1. Need Some Reassurance

My professor gave the class a problem which is going to be on our exam and I want to make sure I get full credit for this problem. It's an improper integral, it is.....

I=Integrate(X*e^(-2x)) at (0,+infinity)

If someone could just tell me what integration technique needs to be used to solve this. I know it can be done using a formula, but i would rather show more work then that to ensure i get full credit for this problem. I tried integration by parts but it just seems to make the equation more complicated. Thanks in advance. John

2. Originally Posted by TreeMoney
I=Integrate(X*e^(-2x)) at (0,+infinity)
This is what ya got,
$\displaystyle \int_{0}^{\infty}xe^{-2x}dx$
Which by definition is the limit,
$\displaystyle \lim_{N\to\infty}\int_0^Nxe^{-2x}dx$
Calculating the integral requires integration by parts.
Given,
$\displaystyle \int xe^{-2x}dx$
Let,
$\displaystyle u=x$ then, $\displaystyle u'=1$
$\displaystyle v'=e^{-2x}$ then, $\displaystyle v=-1/2e^{-2x}$
Thus we have,
$\displaystyle -1/2xe^{-2x}+1/2\int e^{-2x}dx$
This is,
$\displaystyle -1/2xe^{-2x}-1/4e^{-2x}$
Thus,
$\displaystyle \left \lim_{N\to\infty}\int_0^Nxe^{-2x}dx=\lim_{N\to\infty} -1/2xe^{-2x}-1/4e^{-2x} \right|^N_0$
Thus,
$\displaystyle \lim_{N\to\infty} -1/2Ne^{-2N}-1/4e^{-2N}+1/2(0)e^{-2\cdot 0}+1/4e^{-2\cdot 0}$
Remember that an exponent always overtakes a polynomial thus,
$\displaystyle 0-0+0+1/4=1/4$

3. Originally Posted by TreeMoney
My professor gave the class a problem which is going to be on our exam and I want to make sure I get full credit for this problem. It's an improper integral, it is.....

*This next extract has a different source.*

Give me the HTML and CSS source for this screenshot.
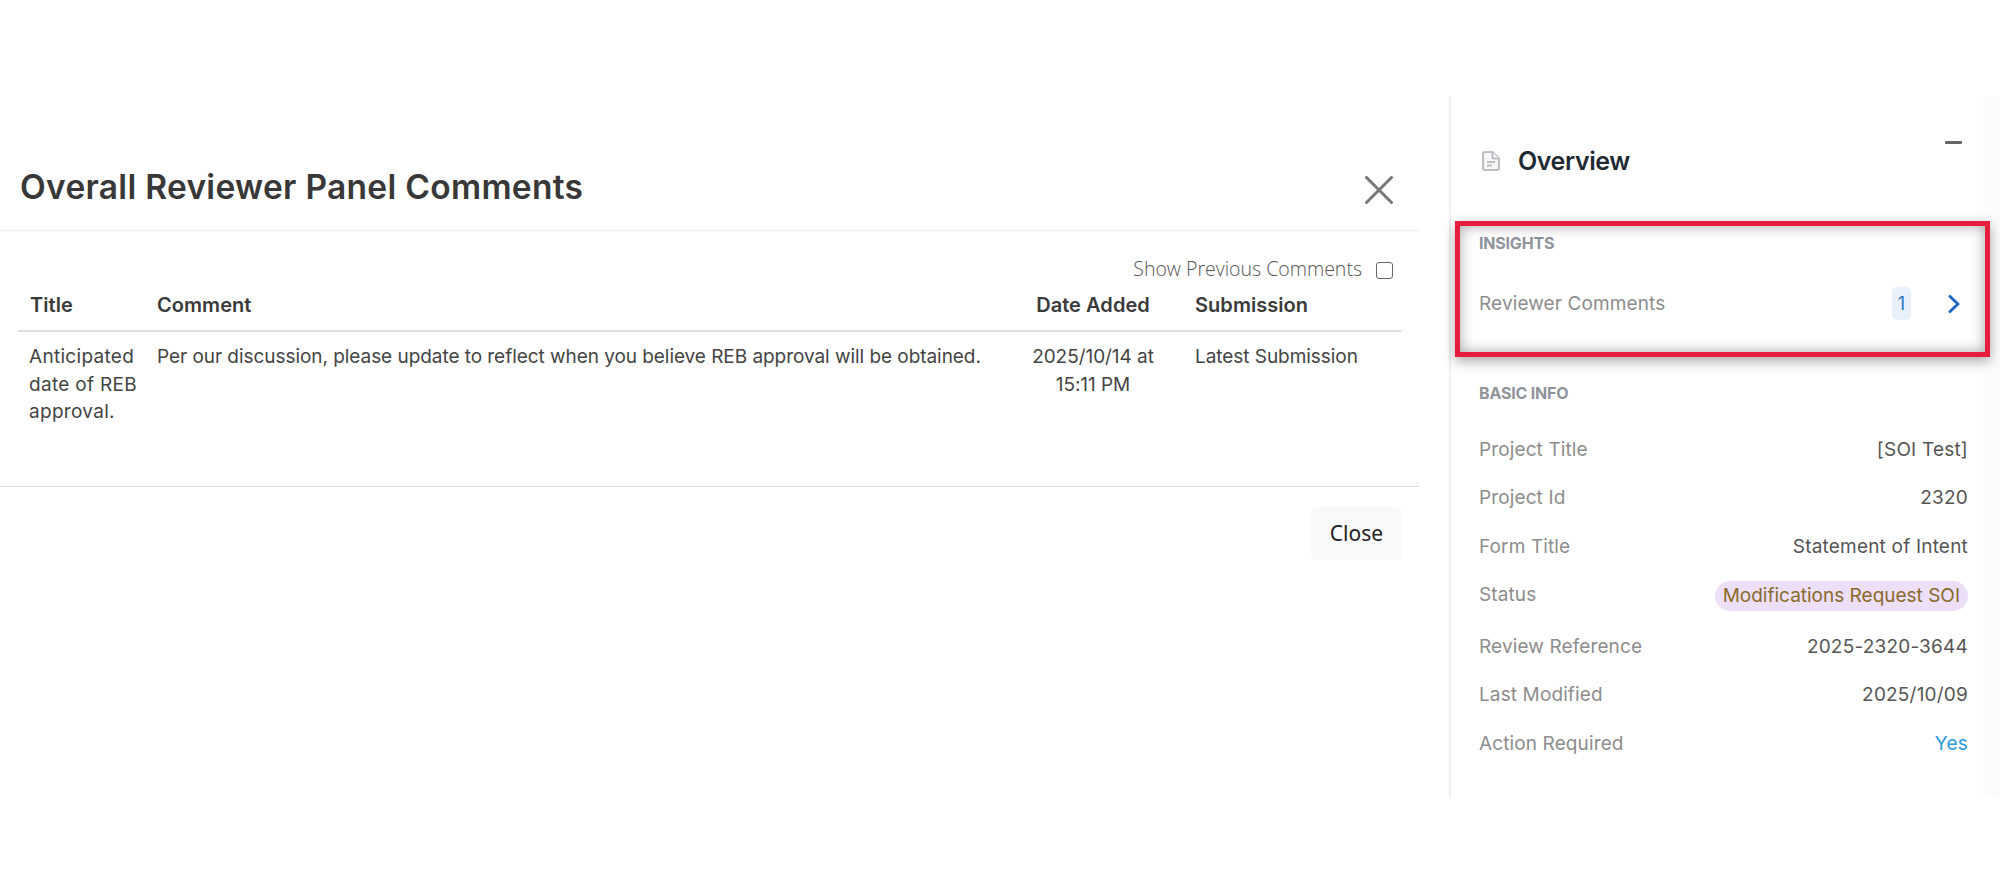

I=Integrate(X*e^(-2x)) at (0,+infinity)

If someone could just tell me what integration technique needs to be used to solve this. I know it can be done using a formula, but i would rather show more work then that to ensure i get full credit for this problem. I tried integration by parts but it just seems to make the equation more complicated. Thanks in advance. John
I am not sure
$\displaystyle \int xe^{-2x}dx$=$\displaystyle \frac{xe^{-2x}}{-2}$$\displaystyle -\int \frac{e^{-2x}}{-2}\frac{dx}{dx}dx$

4. Originally Posted by ThePerfectHacker
This is what ya got,
$\displaystyle \int_{0}^{\infty}xe^{-2x}dx$
Which by definition is the limit,
$\displaystyle \lim_{N\to\infty}\int_0^Nxe^{-2x}dx$
Calculating the integral requires integration by parts.
No it does not, it requires a bit of observation and the fundamental
theorem of calculus.

$\displaystyle \frac{d}{dx}\ e^{-2x^2}=-4xe^{-2x^2}$,

so:

$\displaystyle \int xe^{-2x}dx=-\frac{1}{4}\int -4xe^{-2x^2}\ dx=-\frac{1}{4}e^{-2x^2}+C$

Hence, with a bit of limiting jiggery-pokery:

$\displaystyle \int_{0}^{\infty}xe^{-2x}dx=\frac{1}{4}$

RonL

5. Originally Posted by CaptainBlack
No it does not, it requires a bit of observation and the fundamental
theorem of calculus.

$\displaystyle \frac{d}{dx}\ e^{-2x^2}=-4xe^{-2x^2}$,

so:

$\displaystyle \int xe^{-2x}dx=-\frac{1}{4}\int -4xe^{-2x^2}\ dx$
Observe the $\displaystyle \mbox{power of e}$ in the last line of the quoted work.
Keep Smiling
Malay

6. Originally Posted by malaygoel
Observe the $\displaystyle \mbox{power of e}$
Keep Smiling
Malay
Yes, I have observed it, now can you elaborate on what I should
be looking for?

RonL

7. Originally Posted by CaptainBlack
Yes, I have observed it, now can you elaborate on what I should
be looking for?

RonL
OK I see it now the OP was asking for

$\displaystyle \int_{0}^{\infty}xe^{-2x}dx$

I had misread the power that $\displaystyle e$ is raised to

RonL